Sulla fase difensiva e sull'essere il maestro nella marcatura a uomo: "Che cagata. La faccio semplice: difendere sull’uomo, anticiparlo e poi, nella fase offensiva, puntare l’avversario per creare superiorità. Ma ci sono tante declinazioni, aggiornamenti, correzioni

Sul flop italiano in Germania a Euro 2024: "La penso come tanti altri. È mancata la squadra, Spalletti non è riuscito a trasmettere certi princìpi, le ragioni può conoscerle soltanto lui. L’Italia era scarica, svuotata. La delusione principale è stata questa, perché le nostre nazionali si sono sempre distinte per solidità, senso del gruppo. Non abbiamo mai avuto i Pelé, i Maradona, i Cruijff, i Messi, però gli ottimi giocatori non sono mancati. I nostri Palloni d’oro si chiamano Rivera, Rossi, Baggio, nel 2006 l’hanno dato a un difensore, Cannavaro, in quella squadra c’erano Iaquinta, Camoranesi, Gilardino, Oddo, Grosso, Perrotta. Noi italiani siamo così, dopo una delusione butteremmo tutto a mare. Dovremmo invece ripartire dalla lezione subita. E dai vivai, certo. L’80 per cento dei giovani italiani gioca a calcio e se non riusciamo a farli crescere e a portarli in prima squadra è il sistema che è sbagliato".

Sugli allenamenti: "Noi facciamo spesso allenamento.

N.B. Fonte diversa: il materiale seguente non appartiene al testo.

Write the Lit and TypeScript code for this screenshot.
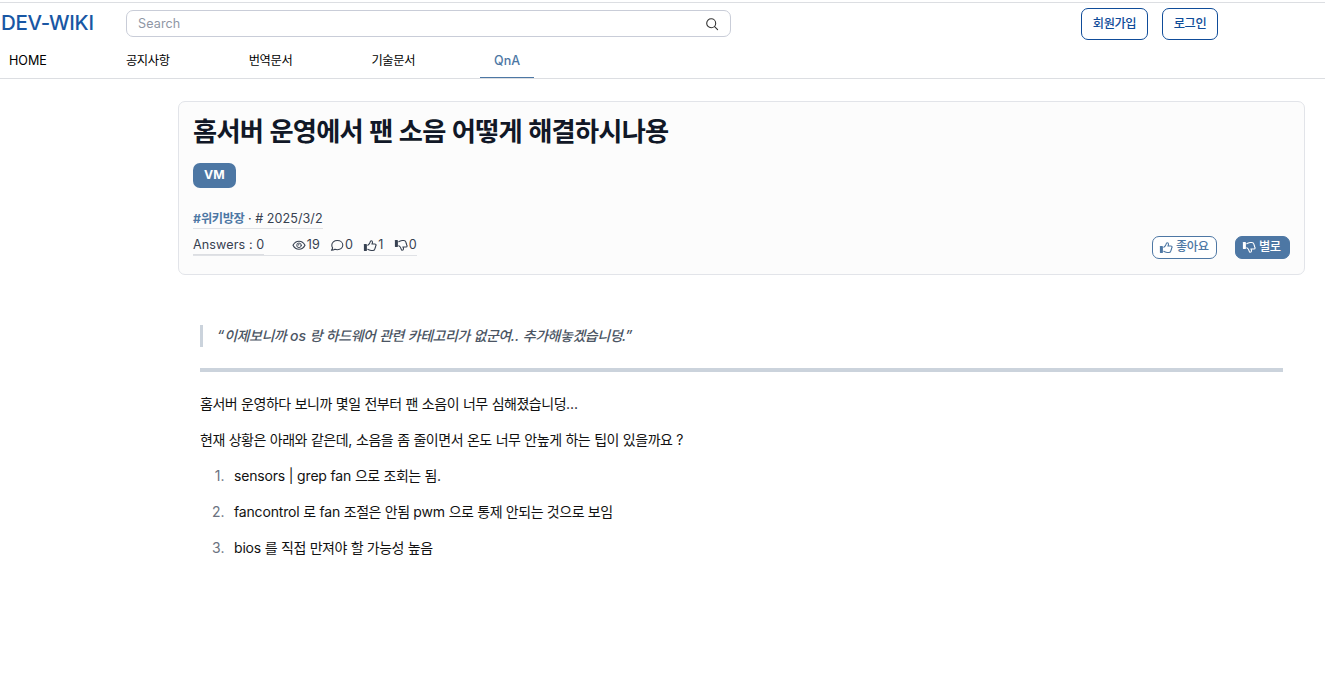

Qui in ritiro sono arrivato a tre al giorno".

Su Zaniolo che ha scelto l'Atalanta: "È stato lui a scommettere su di noi. Mi piace come profilo. Vuoi sapere com’è andata?"

Il particolare aneddoto su Zaniolo: "Un giorno telefona Borriello e mi fa: “Mister, ho un giocatore che vuole venire da lei, uno forte, una bestia”. E io: Marco, chi è? “Zaniolo”. Bravo, mi piace. Ne ho parlato con D’Amico, poi con Percassi, questo ragazzo mi interessa, ed è arrivato".

Sulla Dea e sulle occasioni colte al volo: "L’Atalanta non può permettersi acquisti milionari. E allora coglie le opportunità. Scamacca e De Ketelaere cresciuti? Parzialmente (ride). Ma erano soltanto al primo anno".

Su una percentuale sulla rivendita dei giocatori: "Ehm... Alla fine del primo anno, quello del boom, furono ceduti Caldara, Kessie, Conti, Bastoni, Gagliardini. Avevo uno stipendio basso (altra risata), Percassi premiò il merito, integrò. Questa felice tradizione si perpetua ogni anno

Su Thiago Motta: "A Bologna ha fatto cose eccezionali, proponendo soluzioni nuove, in particolare nel disimpegno dal portiere".

Su Motta che è il suo miglior allievo: "Ma è arrivato dietro..."

Sul suo modo di lavorare: "Uno che copia. Io osservo, prendo appunti, poi magari non ripeto, ma sono attento a tutto e tutti".

Sul lasciare Bergamo: "Ci ho pensato, sì. Ci sono stati alcuni momenti della stagione in cui ho creduto che fosse arrivata l’ora di lasciare l’Atalanta. Ma volevo lasciarla bene, senza polemiche, senza una delusione. Abbiamo vinto e alla fine hanno prevalso Bergamo, la sua gente e tutto quello che si porta dietro. A Napoli ora c’è Conte, i tifosi non possono provare dispiacere".